* _Stated task_
Transcribe the whole listing below without changing a word, but leave out every image.

※

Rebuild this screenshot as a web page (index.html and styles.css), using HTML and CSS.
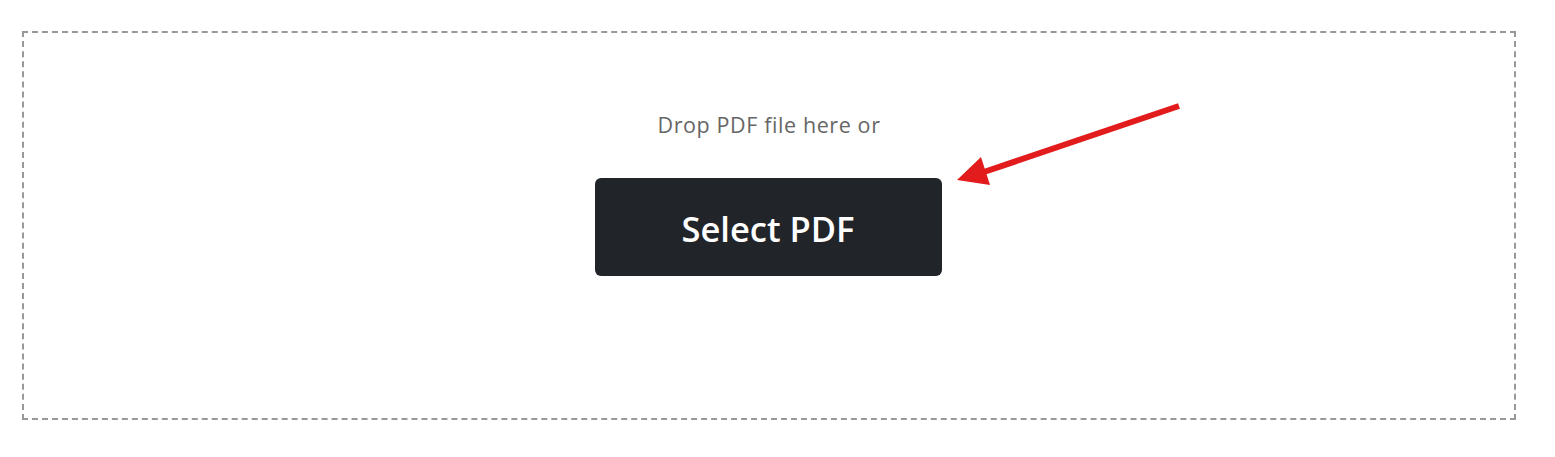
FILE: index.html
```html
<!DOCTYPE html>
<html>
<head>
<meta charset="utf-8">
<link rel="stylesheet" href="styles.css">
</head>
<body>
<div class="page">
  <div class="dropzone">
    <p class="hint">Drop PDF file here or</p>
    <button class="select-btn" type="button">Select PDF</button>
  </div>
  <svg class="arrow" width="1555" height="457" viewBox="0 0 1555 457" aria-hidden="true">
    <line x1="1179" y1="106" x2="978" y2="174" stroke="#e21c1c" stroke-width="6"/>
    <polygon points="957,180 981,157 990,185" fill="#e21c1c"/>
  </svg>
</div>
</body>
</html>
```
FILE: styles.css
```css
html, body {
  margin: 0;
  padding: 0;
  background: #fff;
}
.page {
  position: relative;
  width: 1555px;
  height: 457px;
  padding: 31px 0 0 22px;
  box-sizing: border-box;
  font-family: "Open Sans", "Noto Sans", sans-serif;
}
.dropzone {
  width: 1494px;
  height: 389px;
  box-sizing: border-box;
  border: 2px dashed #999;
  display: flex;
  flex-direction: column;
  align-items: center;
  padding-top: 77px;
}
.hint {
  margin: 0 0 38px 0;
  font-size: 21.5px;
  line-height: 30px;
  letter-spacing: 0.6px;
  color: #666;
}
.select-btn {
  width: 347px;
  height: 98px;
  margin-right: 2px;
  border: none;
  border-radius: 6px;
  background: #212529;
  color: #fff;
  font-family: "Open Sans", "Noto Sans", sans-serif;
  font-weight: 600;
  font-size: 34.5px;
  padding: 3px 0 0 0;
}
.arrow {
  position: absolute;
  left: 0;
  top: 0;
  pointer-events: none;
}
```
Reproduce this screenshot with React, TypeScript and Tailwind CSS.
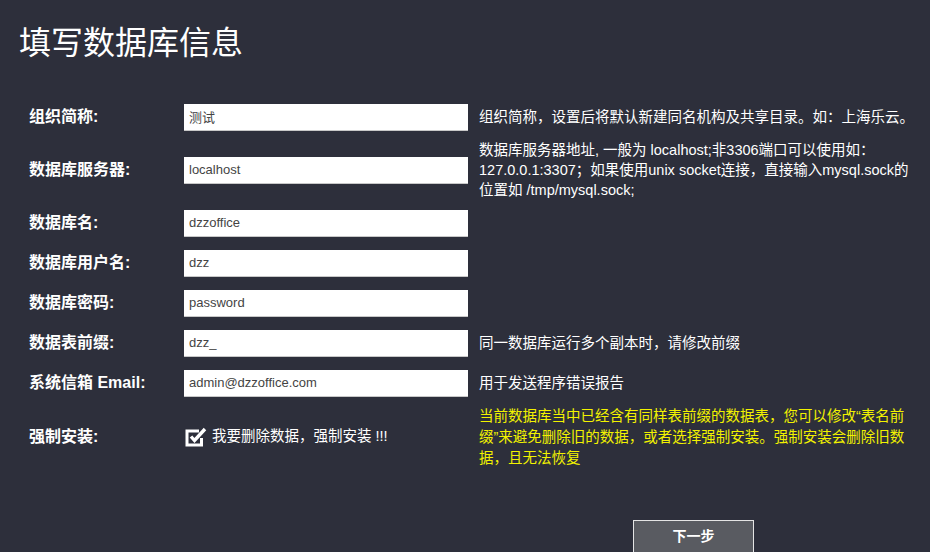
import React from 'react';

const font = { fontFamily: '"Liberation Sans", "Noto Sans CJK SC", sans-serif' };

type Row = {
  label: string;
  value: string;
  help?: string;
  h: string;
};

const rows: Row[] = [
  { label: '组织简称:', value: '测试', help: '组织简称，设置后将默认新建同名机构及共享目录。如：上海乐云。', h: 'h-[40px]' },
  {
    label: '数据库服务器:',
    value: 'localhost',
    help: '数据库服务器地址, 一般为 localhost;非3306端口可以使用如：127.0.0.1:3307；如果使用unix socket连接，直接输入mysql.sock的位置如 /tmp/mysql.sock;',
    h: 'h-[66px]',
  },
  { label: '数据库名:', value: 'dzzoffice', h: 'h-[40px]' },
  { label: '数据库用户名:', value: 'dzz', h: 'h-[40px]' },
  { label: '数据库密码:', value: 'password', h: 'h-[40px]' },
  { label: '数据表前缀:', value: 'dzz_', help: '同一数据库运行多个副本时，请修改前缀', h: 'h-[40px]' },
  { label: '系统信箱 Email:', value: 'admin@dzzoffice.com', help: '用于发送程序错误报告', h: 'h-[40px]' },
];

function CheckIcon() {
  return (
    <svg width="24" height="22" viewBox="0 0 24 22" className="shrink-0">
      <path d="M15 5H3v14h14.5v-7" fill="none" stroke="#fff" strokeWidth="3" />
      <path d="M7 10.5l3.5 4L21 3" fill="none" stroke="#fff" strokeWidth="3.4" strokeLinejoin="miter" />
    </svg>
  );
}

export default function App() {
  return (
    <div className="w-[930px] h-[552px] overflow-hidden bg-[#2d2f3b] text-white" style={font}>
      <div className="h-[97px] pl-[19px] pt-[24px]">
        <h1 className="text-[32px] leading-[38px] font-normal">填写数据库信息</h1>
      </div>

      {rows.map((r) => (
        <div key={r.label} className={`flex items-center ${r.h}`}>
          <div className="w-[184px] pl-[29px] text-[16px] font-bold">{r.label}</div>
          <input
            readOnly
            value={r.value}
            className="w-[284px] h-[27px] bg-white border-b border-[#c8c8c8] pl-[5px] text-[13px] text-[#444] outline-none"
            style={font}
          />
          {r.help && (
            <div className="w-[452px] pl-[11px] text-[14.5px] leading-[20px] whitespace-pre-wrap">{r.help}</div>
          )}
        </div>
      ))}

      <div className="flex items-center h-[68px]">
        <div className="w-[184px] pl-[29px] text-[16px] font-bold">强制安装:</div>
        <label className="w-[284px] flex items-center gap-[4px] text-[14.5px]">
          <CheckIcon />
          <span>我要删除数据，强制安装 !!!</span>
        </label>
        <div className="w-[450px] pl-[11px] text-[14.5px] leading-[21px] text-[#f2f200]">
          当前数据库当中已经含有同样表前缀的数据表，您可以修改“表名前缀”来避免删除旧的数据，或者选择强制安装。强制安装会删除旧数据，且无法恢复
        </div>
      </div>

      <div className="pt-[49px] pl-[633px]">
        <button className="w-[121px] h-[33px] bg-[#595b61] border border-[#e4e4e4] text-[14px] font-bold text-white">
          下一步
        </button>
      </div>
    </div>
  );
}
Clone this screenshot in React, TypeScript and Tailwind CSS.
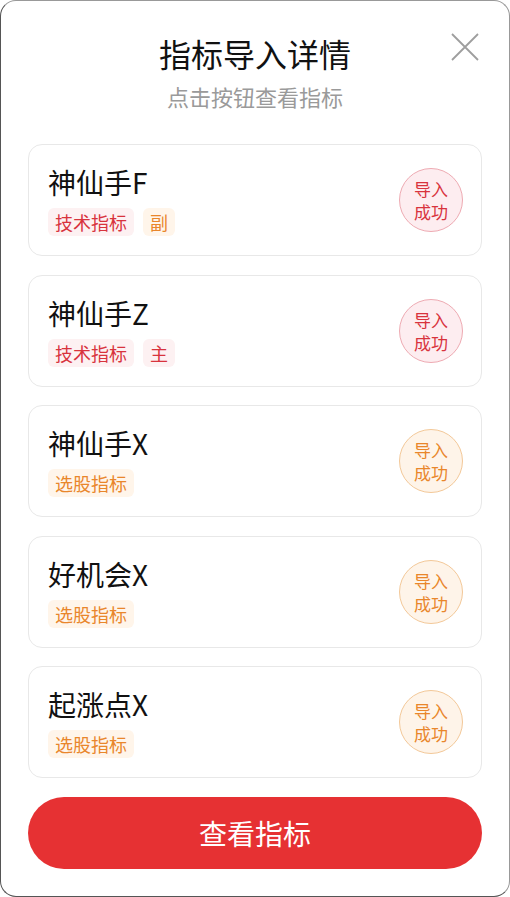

※

* _Right answer_
Rebuild this screenshot as a web page (index.html and styles.css), using HTML and CSS.
FILE: index.html
```html
<!DOCTYPE html>
<html>
<head>
<meta charset="utf-8">
<link rel="stylesheet" href="styles.css">
</head>
<body>
<div class="page">
  <div class="dropzone">
    <p class="hint">Drop PDF file here or</p>
    <button class="select-btn" type="button">Select PDF</button>
  </div>
  <svg class="arrow" width="1555" height="457" viewBox="0 0 1555 457" aria-hidden="true">
    <line x1="1179" y1="106" x2="978" y2="174" stroke="#e21c1c" stroke-width="6"/>
    <polygon points="957,180 981,157 990,185" fill="#e21c1c"/>
  </svg>
</div>
</body>
</html>
```
FILE: styles.css
```css
html, body {
  margin: 0;
  padding: 0;
  background: #fff;
}
.page {
  position: relative;
  width: 1555px;
  height: 457px;
  padding: 31px 0 0 22px;
  box-sizing: border-box;
  font-family: "Open Sans", "Noto Sans", sans-serif;
}
.dropzone {
  width: 1494px;
  height: 389px;
  box-sizing: border-box;
  border: 2px dashed #999;
  display: flex;
  flex-direction: column;
  align-items: center;
  padding-top: 77px;
}
.hint {
  margin: 0 0 38px 0;
  font-size: 21.5px;
  line-height: 30px;
  letter-spacing: 0.6px;
  color: #666;
}
.select-btn {
  width: 347px;
  height: 98px;
  margin-right: 2px;
  border: none;
  border-radius: 6px;
  background: #212529;
  color: #fff;
  font-family: "Open Sans", "Noto Sans", sans-serif;
  font-weight: 600;
  font-size: 34.5px;
  padding: 3px 0 0 0;
}
.arrow {
  position: absolute;
  left: 0;
  top: 0;
  pointer-events: none;
}
```
Reproduce this screenshot with React, TypeScript and Tailwind CSS.
import React from 'react';

const font = { fontFamily: '"Liberation Sans", "Noto Sans CJK SC", sans-serif' };

type Row = {
  label: string;
  value: string;
  help?: string;
  h: string;
};

const rows: Row[] = [
  { label: '组织简称:', value: '测试', help: '组织简称，设置后将默认新建同名机构及共享目录。如：上海乐云。', h: 'h-[40px]' },
  {
    label: '数据库服务器:',
    value: 'localhost',
    help: '数据库服务器地址, 一般为 localhost;非3306端口可以使用如：127.0.0.1:3307；如果使用unix socket连接，直接输入mysql.sock的位置如 /tmp/mysql.sock;',
    h: 'h-[66px]',
  },
  { label: '数据库名:', value: 'dzzoffice', h: 'h-[40px]' },
  { label: '数据库用户名:', value: 'dzz', h: 'h-[40px]' },
  { label: '数据库密码:', value: 'password', h: 'h-[40px]' },
  { label: '数据表前缀:', value: 'dzz_', help: '同一数据库运行多个副本时，请修改前缀', h: 'h-[40px]' },
  { label: '系统信箱 Email:', value: 'admin@dzzoffice.com', help: '用于发送程序错误报告', h: 'h-[40px]' },
];

function CheckIcon() {
  return (
    <svg width="24" height="22" viewBox="0 0 24 22" className="shrink-0">
      <path d="M15 5H3v14h14.5v-7" fill="none" stroke="#fff" strokeWidth="3" />
      <path d="M7 10.5l3.5 4L21 3" fill="none" stroke="#fff" strokeWidth="3.4" strokeLinejoin="miter" />
    </svg>
  );
}

export default function App() {
  return (
    <div className="w-[930px] h-[552px] overflow-hidden bg-[#2d2f3b] text-white" style={font}>
      <div className="h-[97px] pl-[19px] pt-[24px]">
        <h1 className="text-[32px] leading-[38px] font-normal">填写数据库信息</h1>
      </div>

      {rows.map((r) => (
        <div key={r.label} className={`flex items-center ${r.h}`}>
          <div className="w-[184px] pl-[29px] text-[16px] font-bold">{r.label}</div>
          <input
            readOnly
            value={r.value}
            className="w-[284px] h-[27px] bg-white border-b border-[#c8c8c8] pl-[5px] text-[13px] text-[#444] outline-none"
            style={font}
          />
          {r.help && (
            <div className="w-[452px] pl-[11px] text-[14.5px] leading-[20px] whitespace-pre-wrap">{r.help}</div>
          )}
        </div>
      ))}

      <div className="flex items-center h-[68px]">
        <div className="w-[184px] pl-[29px] text-[16px] font-bold">强制安装:</div>
        <label className="w-[284px] flex items-center gap-[4px] text-[14.5px]">
          <CheckIcon />
          <span>我要删除数据，强制安装 !!!</span>
        </label>
        <div className="w-[450px] pl-[11px] text-[14.5px] leading-[21px] text-[#f2f200]">
          当前数据库当中已经含有同样表前缀的数据表，您可以修改“表名前缀”来避免删除旧的数据，或者选择强制安装。强制安装会删除旧数据，且无法恢复
        </div>
      </div>

      <div className="pt-[49px] pl-[633px]">
        <button className="w-[121px] h-[33px] bg-[#595b61] border border-[#e4e4e4] text-[14px] font-bold text-white">
          下一步
        </button>
      </div>
    </div>
  );
}
Clone this screenshot in React, TypeScript and Tailwind CSS.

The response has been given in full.